Il colore venuto dallo spazio

di Richard Stanley

Richard Stanley torna alla regia folle con un film tratto da H.P. Lovecraft.

Color out of space recensione film stanley

Curiosa parabola quella di Richard Stanley, mai annoverato tra i registi di culto nonostante quel gioiello di Hardware - Metallo letale, horror cyberpunk tra i più visionari di sempre. Nel 1996 poi la sua morte artistica con il naufragio dell’adattamento de L’isola del dr. Moreau di Wells, passato poi nelle mani di John Frankenheimer. Così dopo anni di inattività il regista sudafricano torna con Il colore venuto dallo spazio, tratto da un racconto di H.P. Lovecraft e per di più con protagonista Nicholas Cage, ormai fidelizzato all’horror sopra le righe. Riproporre uno degli scrittori più saccheggiati e cinematograficamente più intraducibili è una sfida, ma l’ultima fatica di Stanley non si trincera unicamente nel cosmo del grande scrittore di Providence, allunga i suoi tentacoli verso la cinematografia dei maestri del genere, da Croneneberg a Carpenter (lovecraftiani d’elezione), fino a Brian Yuzna e al suo immaginario, inserendosi in quel filone dell’horror contemporaneo di qualità, lontano dal capolavoro ma anche dal flop tanto temuto.

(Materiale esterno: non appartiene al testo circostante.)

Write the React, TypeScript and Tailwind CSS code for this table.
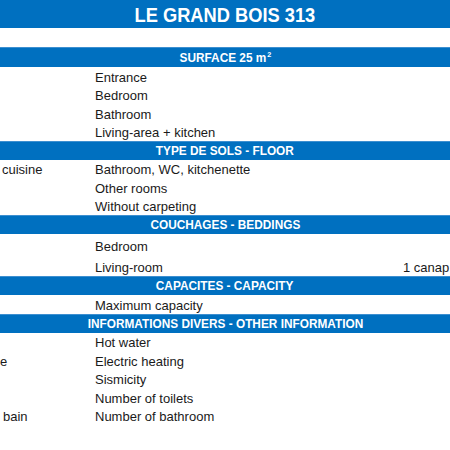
import { ReactNode } from "react";

const narrow = { fontFamily: '"Liberation Sans Narrow", "Arial Narrow", "Liberation Sans", sans-serif' };

function Bar({ children, h = "h-[19px]" }: { children: ReactNode; h?: string }) {
  return (
    <div
      style={narrow}
      className={`${h} bg-[#0070c0] border-t border-[#3d8fd0] flex items-center justify-center text-white font-bold text-[13px] whitespace-nowrap`}
    >
      <span className="inline-block scale-x-[0.91]">{children}</span>
    </div>
  );
}

function Row({
  left,
  mid,
  right,
  h = "h-[18.5px]",
  pl = "pl-0",
}: {
  left?: string;
  mid?: string;
  right?: string;
  h?: string;
  pl?: string;
}) {
  return (
    <div className={`${h} grid grid-cols-[95px_308px_1fr] items-end text-[13px] leading-[15px] text-[#1a1a1a]`}>
      <div className={`${pl} whitespace-nowrap pb-[1px]`}>{left}</div>
      <div className="whitespace-nowrap pb-[1px]">{mid}</div>
      <div className="whitespace-nowrap pb-[1px] overflow-hidden">{right}</div>
    </div>
  );
}

export default function App() {
  return (
    <div
      className="w-[450px] h-[450px] overflow-hidden bg-white flex flex-col"
      style={{ fontFamily: '"Liberation Sans", Arial, sans-serif' }}
    >
      <div
        style={narrow}
        className="h-[28px] bg-[#0070c0] flex items-center justify-center text-white font-bold text-[21px] pt-[1px]"
      >
        <span className="inline-block scale-x-[0.87]">LE GRAND BOIS 313</span>
      </div>
      <div className="h-[19px]" />
      <Bar h="h-[20px]">
        SURFACE 25 m<sup className="text-[8px] -top-[5px] ml-[1px]">2</sup>
      </Bar>
      <Row mid="Entrance" />
      <Row mid="Bedroom" />
      <Row mid="Bathroom" />
      <Row mid="Living-area + kitchen" />
      <Bar>TYPE DE SOLS - FLOOR</Bar>
      <Row left="cuisine" pl="pl-[2px]" mid="Bathroom, WC, kitchenette" h="h-[18.3px]" />
      <Row mid="Other rooms" h="h-[18.3px]" />
      <Row mid="Without carpeting" h="h-[18.4px]" />
      <Bar>COUCHAGES - BEDDINGS</Bar>
      <Row mid="Bedroom" h="h-[21px]" />
      <Row mid="Living-room" right="1 canap" h="h-[21px]" />
      <Bar>CAPACITES - CAPACITY</Bar>
      <Row mid="Maximum capacity" h="h-[19px]" />
      <Bar>INFORMATIONS DIVERS - OTHER INFORMATION</Bar>
      <Row mid="Hot water" />
      <Row left="e" mid="Electric heating" />
      <Row mid="Sismicity" />
      <Row mid="Number of toilets" />
      <Row left="bain" pl="pl-[3px]" mid="Number of bathroom" />
    </div>
  );
}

Mentre la famiglia Gardner decide di isolarsi dal mondo contemporaneo in una fattoria del New England, uno strano meteorite dal colore viola fosforescente cade nei pressi della loro abitazione: dall’odore nauseante, quello strano oggetto venuto da lontano inizia a fondersi con la terra e a invadere ogni cosa.
Il colore venuto dallo spazio presenta un po’ tutte le ossessioni del regista: la magia e il paganesimo nella figlia goth che pratica incantesimi, il grottesco e lo strambo nel protagonista, un Nicholas Cage tenero ed eccessivo pater familias che alleva dei preziosissimi alpaca; e poi l’horror puro, con mostri mutaforma, possessioni e gore

Dopo un inizio lento e a tratti noioso, Il colore venuto dallo spazio è un film che torna alla materialità del genere, quella “cosa” che prende forma e si impossessa di madri amorevoli e apprensive tramutando l’uomo dell’era antropocentrica in essere inerme, allo stato vegetativo. L’escalation di follia di un regista da sempre etichettato come “pazzo e intrattabile”, per anni sparito dalla scena, diventa un film che forse è anche l’altra faccia della sua creazione artistica, un percorso verso la distruzione.
L’uomo dominatore di questi tempi, sicuro di poter salvare un mondo ormai alla deriva aggrappandosi a futili scelte “bio”, è ancora una volta annientato dall’ignoto. Natura matrigna o semplicemente caos che sfugge al controllo? Un film che visto ora porta a una riflessione in più. Quanto siamo padroni di noi stessi?
La cosa dallo spazio profondo arriva con un impatto virulento e mette a nudo la nostra vulnerabilità, il nostro essere transitori e non più al centro di un universo che continua indisturbato il suo corso. Un meteorite che diventa virus, mostro e psicosi, contamina le acque e dà vita a fiori tanto belli quanto letali. E non mancano creature tentacolari, mutazioni biologiche, sangue e paura. L’approccio di Stanley è sì eccessivo ma allo stesso tempo smaliziato, ciò che lo spettatore si aspetta dal film viene mostrato pur rimanendo fuori dalla prevedibilità dei soliti escamotage del genere. Si ritorna a un horror poco cerebrale ma sempre ricco di spunti per leggere la realtà fuori dalla nostra finestra.
Mentre il mondo contemporaneo si affanna a trovare risposte, ancora una volta Lovecraft ci parla dell’oggi. E Richard Stanley sa come materializzarlo.